On the wall of George Osborne's Westminster office is a cartoon of a former chancellor of the exchequer at his desk facing an in-tray overflowing with papers on the world recession, unemployment and the economy. The chancellor depicted is his 1970s Labour predecessor Denis Healey, but Osborne thinks he has inherited the same tray of pending problems.
He has promised a Budget within 50 days of taking office to outline his solutions. In theory his party's manifesto, produced only a month ago, tells us what to expect, but in practice the pact with the Liberal Democrats has given Osborne carte blanche to rip up his published plans. The coalition agreement negotiated by the two parties last week sets out a new set of proposals without giving details, but what it fails to mention is as important as the hints it gives.
There is no mention of the Tories' pledge of a permanent exemption from stamp duty for first-time buyers of homes costing under £250,000, for instance, or of any crackdown on non-doms.
The Liberals' proposals for limiting tax relief on pension contributions or a "mansion tax" are absent too, along with their plans for business rates and the Conservatives' promised reform of corporation tax.
But the biggest omission in the 3,000-word coalition agreement – just as it was the undebated subject of the election campaign – is VAT. Everyone from economists to retailers seems resigned to an increase but no politician will discuss it. Raising the rate from 17.5 to 20 per cent would give the Government about £10bn a year – and hit consumption by the same sum – and a 22 per cent rate would add as much again, taking VAT receipts to £100bn.
Yet useful as £10bn or £20bn would be, it makes only a minor dent in the public finance deficit – and the Con-Lib agreement to block Labour's announced national insurance increase on employers leaves another £2.5bn to find. The deficit in the year ending last month was £167bn and Alistair Darling's March Budget planned to cut that only to £163bn this year. Even by 2014-15, Darling was reducing the deficit only to £74bn with a surplus – last achieved in 2001 – nowhere in sight but public debt almost doubling over the period to £1,406bn.
And it is feasible the new Office for Budget Responsibility, headed by Sir Alan Budd, who was head of the government economic service under John Major's government, could revise those figures upward.
Osborne must take tough action to close that deficit but the Con-Lib agreement devotes more space to detailing additional expenditure and tax reductions than discussing spending cuts and revenue raising. The Lib Dems' proposal to exempt the first £10,000 of everyone's income from tax would have cost £17bn: last week's joint agreement now talks of focusing on low and middle earners, which suggests the new Chancellor may instead narrow the basic-rate tax band without helping the higher-paid.
The Tories' plan to raise inheritance tax limits are on ice while the Lib Dems remain free to oppose reliefs for married couples. But both parties' campaigns concentrated on spending cuts rather than tax rises and that remains their policy – whether the 20 per cent from tax, as the Tories wanted, or the Lib Dems' 30 per cent proposal.

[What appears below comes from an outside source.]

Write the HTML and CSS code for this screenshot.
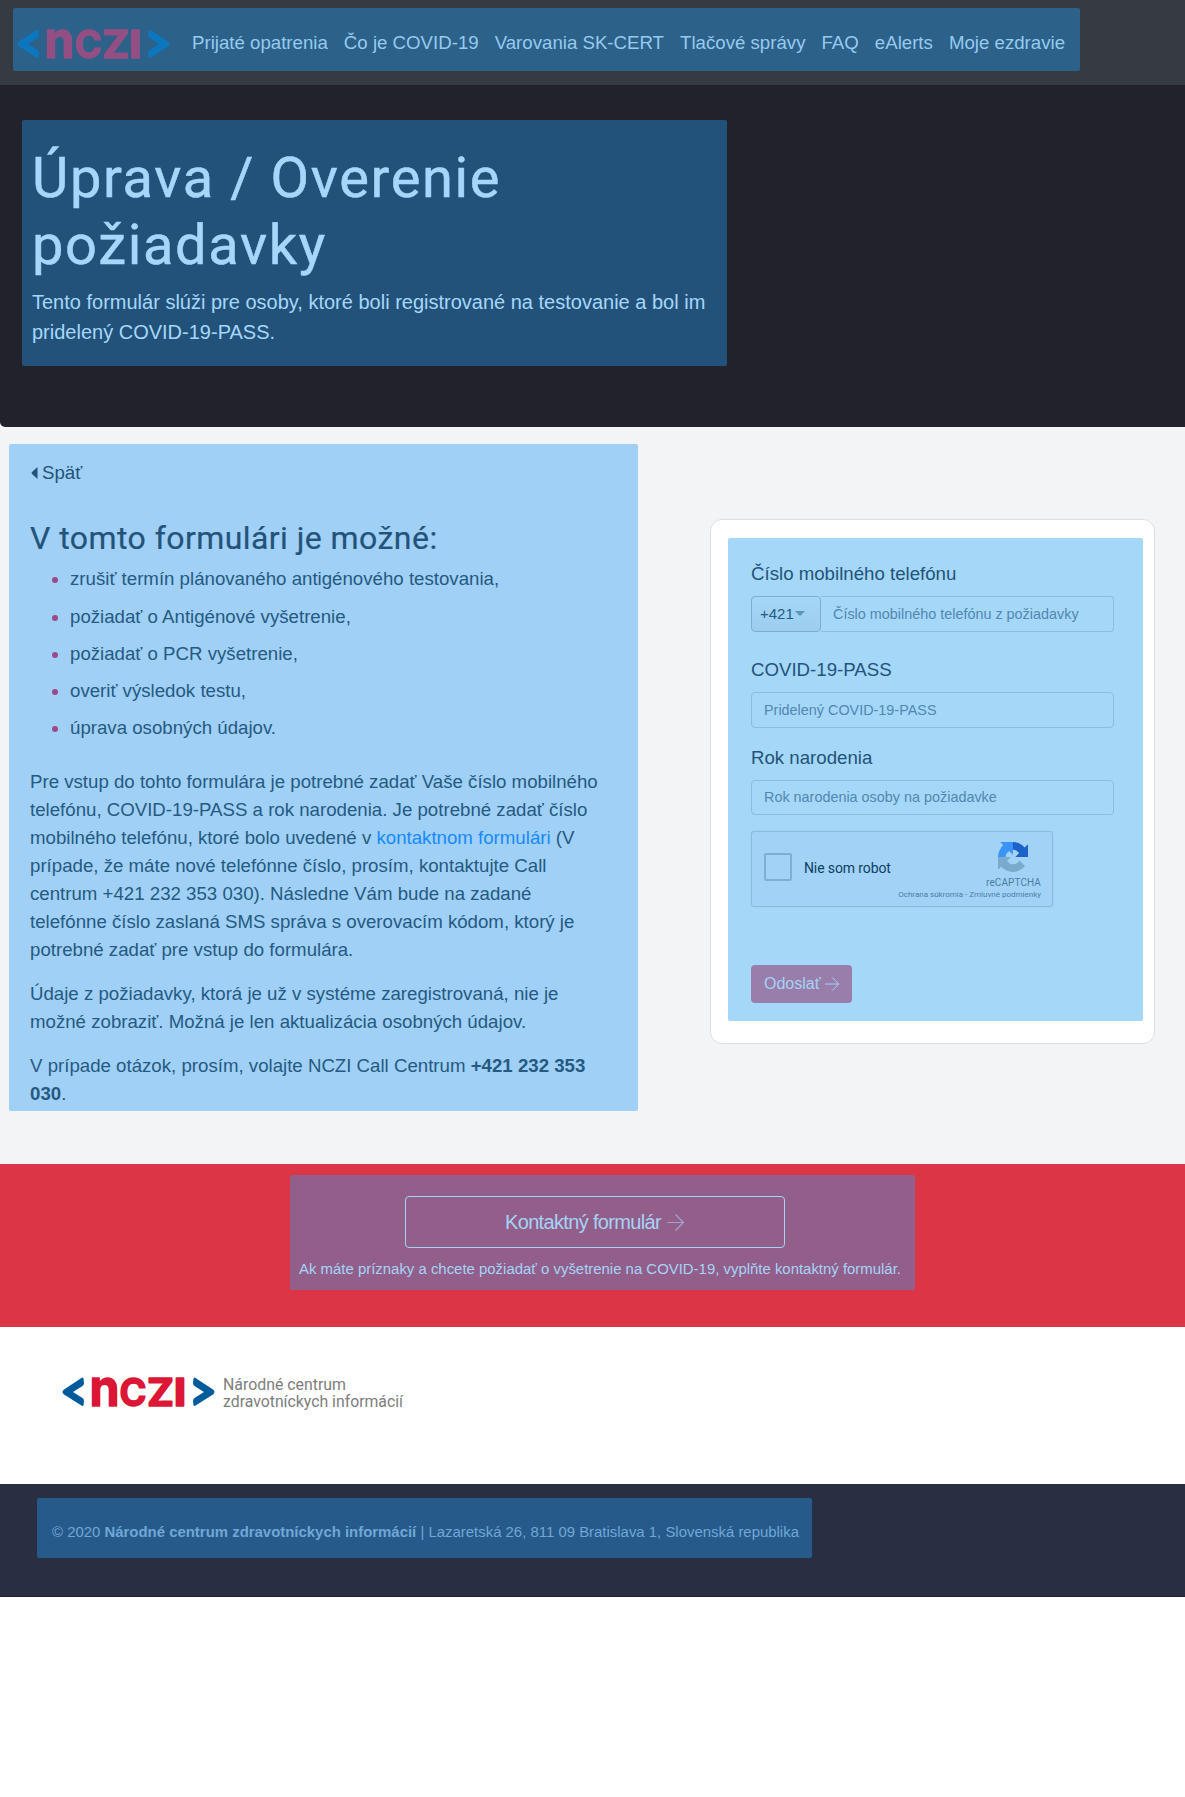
FILE: index.html
```html
<!DOCTYPE html>
<html lang="sk">
<head>
<meta charset="utf-8">
<title>Úprava / Overenie požiadavky</title>
<link rel="stylesheet" href="styles.css">
</head>
<body>
<svg class="defs" width="0" height="0" aria-hidden="true">
  <symbol id="arrow" viewBox="0 0 16 16">
    <path d="M1 8H14.500M8 1.300L14.700 8L8 14.700" fill="none" stroke="currentColor"/>
  </symbol>
</svg>

<header class="topbar">
  <nav class="nav">
    <svg class="logo logo-nav" viewBox="0 0 153 32">
      <path class="chev" d="M19.500 1Q21 0 21.500 1.500L22 6Q22 8 20.500 9L11 15L20.500 21Q22 22 22 24L21.500 28Q21 29.500 19.500 28.500L2 17.500Q-1 15 2 12.500Z"/>
      <path class="chev" d="M133.500 1Q132 0 131.500 1.500L131 6Q131 8 132.500 9L142 15L132.500 21Q131 22 131 24L131.500 28Q132 29.500 133.500 28.500L151 17.500Q154 15 151 12.500Z"/>
      <text class="word" x="27.500" y="28.500" font-size="51" textLength="30" lengthAdjust="spacingAndGlyphs">n</text>
      <text class="word" x="57.500" y="28.500" font-size="38" textLength="27" lengthAdjust="spacingAndGlyphs">C</text>
      <text class="word" x="85" y="28.500" font-size="38" textLength="27" lengthAdjust="spacingAndGlyphs">Z</text>
      <text class="word" x="111.500" y="28.500" font-size="38" textLength="13" lengthAdjust="spacingAndGlyphs">I</text>
    </svg>
    <a>Prijaté opatrenia</a>
    <a>Čo je COVID-19</a>
    <a>Varovania SK-CERT</a>
    <a>Tlačové správy</a>
    <a>FAQ</a>
    <a>eAlerts</a>
    <a>Moje ezdravie</a>
  </nav>
</header>

<section class="hero-wrap">
  <div class="hero">
    <div class="hero-box">
      <h1>Úprava / Overenie požiadavky</h1>
      <p>Tento formulár slúži pre osoby, ktoré boli registrované na testovanie a bol im pridelený COVID-19-PASS.</p>
    </div>
  </div>
</section>

<main class="main">
  <article class="info">
    <a class="back"><svg width="7" height="12" viewBox="0 0 7 12"><path d="M6.500 0V12L.8 6.700Q.2 6 .8 5.300Z" fill="currentColor"/></svg>Späť</a>
    <h2>V tomto formulári je možné:</h2>
    <ul>
      <li>zrušiť termín plánovaného antigénového testovania,</li>
      <li>požiadať o Antigénové vyšetrenie,</li>
      <li>požiadať o PCR vyšetrenie,</li>
      <li>overiť výsledok testu,</li>
      <li>úprava osobných údajov.</li>
    </ul>
    <p>Pre vstup do tohto formulára je potrebné zadať Vaše číslo mobilného telefónu, COVID-19-PASS a rok narodenia. Je potrebné zadať číslo mobilného telefónu, ktoré bolo uvedené v <a class="link">kontaktnom formulári</a> (V prípade, že máte nové telefónne číslo, prosím, kontaktujte Call centrum +421 232 353 030). Následne Vám bude na zadané telefónne číslo zaslaná SMS správa s overovacím kódom, ktorý je potrebné zadať pre vstup do formulára.</p>
    <p>Údaje z požiadavky, ktorá je už v systéme zaregistrovaná, nie je možné zobraziť. Možná je len aktualizácia osobných údajov.</p>
    <p>V prípade otázok, prosím, volajte NCZI Call Centrum <b>+421 232 353 030</b>.</p>
  </article>

  <div class="card">
    <form class="form">
      <label for="tel">Číslo mobilného telefónu</label>
      <div class="group group-tel">
        <div class="prefix">+421<i class="caret"></i></div>
        <input id="tel" type="text" placeholder="Číslo mobilného telefónu z požiadavky">
      </div>
      <label for="pass">COVID-19-PASS</label>
      <div class="group group-pass"><input id="pass" type="text" placeholder="Pridelený COVID-19-PASS"></div>
      <label for="rok">Rok narodenia</label>
      <div class="group group-year"><input id="rok" type="text" placeholder="Rok narodenia osoby na požiadavke"></div>
      <div class="captcha">
        <span class="box"></span>
        <span class="robot">Nie som robot</span>
        <div class="brand">
          <svg width="30" height="30" viewBox="0 0 64 64">
            <path fill="#1d62c8" d="M64 31.955l-.033-1.370V4.687l-7.160 7.160C50.948 4.674 42.033.093 32.050.093c-10.400 0-19.622 4.960-25.458 12.640l11.736 11.860a15.550 15.550 0 0 1 4.754-5.334c2.050-1.600 4.952-2.906 8.968-2.906.485 0 .860.057 1.135.163 4.976.393 9.288 3.140 11.828 7.124l-8.307 8.307L64 31.953"/>
            <path fill="#3b93f3" d="M31.862.094l-1.370.033H4.594l7.160 7.160C4.580 13.147 0 22.060 0 32.046c0 10.400 4.960 19.622 12.640 25.458L24.500 45.768a15.550 15.550 0 0 1-5.334-4.754c-1.600-2.050-2.906-4.952-2.906-8.968 0-.485.057-.860.163-1.135.393-4.976 3.140-9.288 7.124-11.828l8.307 8.307L31.860.095"/>
            <path fill="#7aaacc" d="M.001 32.045l.033 1.370v25.898l7.160-7.160c5.860 7.173 14.774 11.754 24.760 11.754 10.400 0 19.622-4.960 25.458-12.640l-11.736-11.860a15.550 15.550 0 0 1-4.754 5.334c-2.050 1.600-4.952 2.906-8.968 2.906-.485 0-.860-.057-1.135-.163-4.976-.393-9.288-3.140-11.828-7.124l8.307-8.307c-10.522.040-22.400.066-27.295-.005"/>
          </svg>
          <span class="brand-name">reCAPTCHA</span>
          <span class="brand-links">Ochrana súkromia - Zmluvné podmienky</span>
        </div>
      </div>
      <button class="submit" type="button">Odoslať <svg width="16" height="16"><use href="#arrow"/></svg></button>
    </form>
  </div>
</main>

<section class="cta">
  <div class="cta-box">
    <a class="cta-btn"><span>Kontaktný formulár</span><svg width="19" height="19"><use href="#arrow"/></svg></a>
    <p>Ak máte príznaky a chcete požiadať o vyšetrenie na COVID-19, vyplňte kontaktný formulár.</p>
  </div>
</section>

<section class="brandbar">
  <svg class="logo logo-foot" viewBox="0 0 153 32">
    <path class="chev" d="M19.500 1Q21 0 21.500 1.500L22 6Q22 8 20.500 9L11 15L20.500 21Q22 22 22 24L21.500 28Q21 29.500 19.500 28.500L2 17.500Q-1 15 2 12.500Z"/>
    <path class="chev" d="M133.500 1Q132 0 131.500 1.500L131 6Q131 8 132.500 9L142 15L132.500 21Q131 22 131 24L131.500 28Q132 29.500 133.500 28.500L151 17.500Q154 15 151 12.500Z"/>
    <text class="word" x="27.500" y="28.500" font-size="51" textLength="30" lengthAdjust="spacingAndGlyphs">n</text>
    <text class="word" x="57.500" y="28.500" font-size="38" textLength="27" lengthAdjust="spacingAndGlyphs">C</text>
    <text class="word" x="85" y="28.500" font-size="38" textLength="27" lengthAdjust="spacingAndGlyphs">Z</text>
    <text class="word" x="111.500" y="28.500" font-size="38" textLength="13" lengthAdjust="spacingAndGlyphs">I</text>
  </svg>
  <svg class="tagline" width="184" height="46">
    <text x="0" y="17" textLength="123" lengthAdjust="spacingAndGlyphs">Národné centrum</text>
    <text x="0" y="34" textLength="180" lengthAdjust="spacingAndGlyphs">zdravotníckych informácií</text>
  </svg>
</section>

<footer class="footer">
  <p>© 2020 <b>Národné centrum zdravotníckych informácií</b> | Lazaretská 26, 811 09 Bratislava 1, Slovenská republika</p>
</footer>
</body>
</html>
```
FILE: styles.css
```css
* { box-sizing: border-box; }
body {
  margin: 0;
  background: #fff;
  font: 18.667px/28px "Liberation Sans", Arial, sans-serif;
  color: #255a82;
}
h1, h2, p, ul { margin: 0; padding: 0; font-weight: 400; }
.defs { display: block; height: 0; }

.topbar { height: 85px; padding: 8px 13px; background: #363a43; }
.nav {
  display: flex;
  align-items: center;
  gap: 16px;
  width: 1067px;
  height: 63px;
  padding: 7px 5px 0;
  border-radius: 2px;
  background: #2c6189;
  color: #96caef;
  white-space: nowrap;
}
.logo { width: 153px; height: 32px; flex: none; overflow: visible; }
.chev { fill: var(--chev); }
.word {
  fill: var(--word);
  stroke: var(--word);
  stroke-width: 1.500;
  stroke-linejoin: round;
  font-family: Inter, Roboto, sans-serif;
  font-weight: 700;
}
.logo-nav { --chev: #0c77bf; --word: #934f83; margin: 4px 6px 0 -1px; }
.logo-foot { --chev: #005b9c; --word: #dc1735; }

.hero-wrap { background: #fff; }
.hero { height: 342px; padding: 35px 22px 0; border-radius: 0 0 0 5px; background: #21222b; }
.hero-box {
  width: 705px;
  height: 246px;
  padding: 25px 10px 0;
  border-radius: 2px;
  background: #225279;
  color: #a6d7fa;
}
.hero-box h1 { width: 560px; font: 400 56px/67.200px Roboto, sans-serif; letter-spacing: 1.650px; -webkit-text-stroke: .5px; }
.hero-box p { margin-top: 8px; font-size: 20px; line-height: 30px; }

.main {
  display: flex;
  align-items: flex-start;
  justify-content: space-between;
  height: 737px;
  padding: 17px 30px 0 9px;
  background: #f3f4f6;
}
.info { width: 629px; height: 667px; padding: 15px 35px 0 21px; border-radius: 2px; background: #a0d0f5; }
.back { display: flex; align-items: center; gap: 4px; color: #235379; }
.back svg { margin-left: 1px; }
.info h2 { margin-top: 32px; font: 400 32px/38.400px Roboto, sans-serif; letter-spacing: .44px; color: #235379; -webkit-text-stroke: .2px; }
.info ul { margin: 8px 0 25.500px; padding-left: 40px; }
.info li { margin-bottom: 9.200px; }
.info li::marker { color: #9b4a86; }
.info p + p { margin-top: 16px; }
.link { color: #1889fb; }

.card {
  width: 445px;
  height: 525px;
  margin-top: 75px;
  padding: 18px 11px 0 17px;
  border: 1px solid #dcdfe2;
  border-radius: 12px;
  background: #fff;
}
.form { height: 483px; padding: 22px 29px 0 23px; border-radius: 2px; background: #a5d7f9; }
.form label { display: block; color: #235379; }
.group { display: flex; height: 36px; margin-top: 8px; }
.group input {
  flex: 1;
  min-width: 0;
  padding: 0 12px;
  border: 1px solid #8bbde2;
  border-radius: 4px;
  background: transparent;
  font: 14.400px "Liberation Sans", Arial, sans-serif;
}
.group input::placeholder { color: #5188b0; opacity: 1; }
.prefix {
  display: flex;
  align-items: center;
  gap: 1px;
  width: 70px;
  padding-left: 8px;
  border: 1px solid #7fadd0;
  border-radius: 4px;
  background: linear-gradient(#a5d7f9, #9ccdef);
  font-size: 15px;
}
.group-tel input { border-left: 0; border-radius: 0 4px 4px 0; }
.caret { margin-top: -2px; border: 5px solid transparent; border-top-color: #5b92b8; border-bottom: 0; }
.group-tel { margin-bottom: 24px; }
.group-pass { margin-bottom: 16px; }
.group-year { height: 35px; margin-bottom: 16px; }
.group-year input { padding-bottom: 1px; }

.captcha {
  display: flex;
  align-items: center;
  width: 302px;
  height: 76px;
  padding: 0 12px;
  border: 1px solid #8bbadd;
  border-radius: 3px;
  background: #a2d3f6;
  box-shadow: 0 0 2px #98c9eb;
  font-family: Roboto, sans-serif;
}
.box { width: 28px; height: 28px; margin-top: -5px; border: 2px solid #80aed2; border-radius: 2px; }
.robot { margin: -2px 0 0 12px; font-size: 14px; letter-spacing: -.12px; color: #0e3f66; white-space: nowrap; }
.brand { display: flex; flex: 1; flex-direction: column; align-items: flex-end; margin: 4px -1px 0 -40px; color: #4a7ea5; }
.brand svg { margin-right: 13px; }
.brand-name { margin-top: 4px; font-size: 10px; line-height: 13px; letter-spacing: .1px; }
.brand-links { font-size: 8px; line-height: 11px; white-space: nowrap; }
.submit {
  display: flex;
  align-items: center;
  gap: 3px;
  width: 101px;
  height: 38px;
  margin-top: 58px;
  padding: 0 0 0 13px;
  border: 0;
  border-radius: 4px;
  background: #997dab;
  color: #a5d3f6;
  font: 16px "Liberation Sans", Arial, sans-serif;
}

.cta { height: 163px; padding: 11px 0 0 290px; background: #dc3545; }
.cta-box {
  display: flex;
  flex-direction: column;
  align-items: center;
  width: 625px;
  height: 115px;
  padding-top: 21px;
  border-radius: 2px;
  background: #925f8b;
  color: #a5d3f6;
}
.cta-btn {
  display: flex;
  align-items: center;
  justify-content: center;
  gap: 5px;
  width: 380px;
  height: 52px;
  margin-right: 15px;
  border: 1px solid #a5d3f6;
  border-radius: 4px;
  font-size: 20px;
  letter-spacing: -.660px;
}
.cta-btn svg { color: #a2a3cd; }
.cta-box p { margin-top: 7px; padding-right: 5px; font-size: 14.933px; white-space: nowrap; }

.brandbar { display: flex; height: 157px; padding: 50px 0 0 62px; gap: 8px; background: #fff; }
.tagline { margin-top: -4px; font-family: Roboto, sans-serif; font-size: 17px; fill: #7d7d7d; overflow: visible; }

.footer { height: 113px; padding: 14px 37px 0; border-bottom: 1px solid #22243f; background: #2a2e42; }
.footer p {
  width: 775px;
  height: 60px;
  padding: 20px 0 0 15px;
  border-radius: 2px;
  background: #265a8a;
  color: #70a7d7;
  font-size: 14.933px;
  white-space: nowrap;
}
```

The Conservatives are sticking to their controversial plan for £6bn of immediate spending cuts, even though that shrinks the deficit only modestly. The Bank of England's forecast last week of higher growth may encourage the Chancellor to conclude that the economy can absorb bigger cuts. Robert Chote, director of the independent Institute for Fiscal studies, says: "This will give the coalition parties useful cover against accusations that they are taking undue risks with the recovery".
But Osborne proposes raising health spending in line with inflation, if not at the NHS's high level of price rises, and lifting overseas aid even more while state retirement pensions will increase with the higher of earnings, prices or 2.5 per cent.
"This suggests an intense squeeze on the budgets of other Whitehall departments in the spending review due this autumn," says Chote. "It also leaves open the option of tougher action to cut social security spending and does not rule out the possibility of significant net tax increases."
Capital spending is already being halved over four years from £50bn under Darling's plan, but Osborne is limited on making cuts in the current financial year until he sees the results of the spending review. Britain is this year spending £40bn on defence – which will be separately reviewed, though the Tories have defied the Lib Dems' demand to axe Trident, £89bn on education, £122bn on health and £196bn on pensions and benefits: making cuts will be painful.
Next month's Budget can cut civil service jobs but will not follow Greece, Spain and Ireland in cutting their pay. What's more, even when the new commission on public-sector pensions reports, accrued benefits will not be reduced. And Osborne thought Denis Healey had a full in-tray?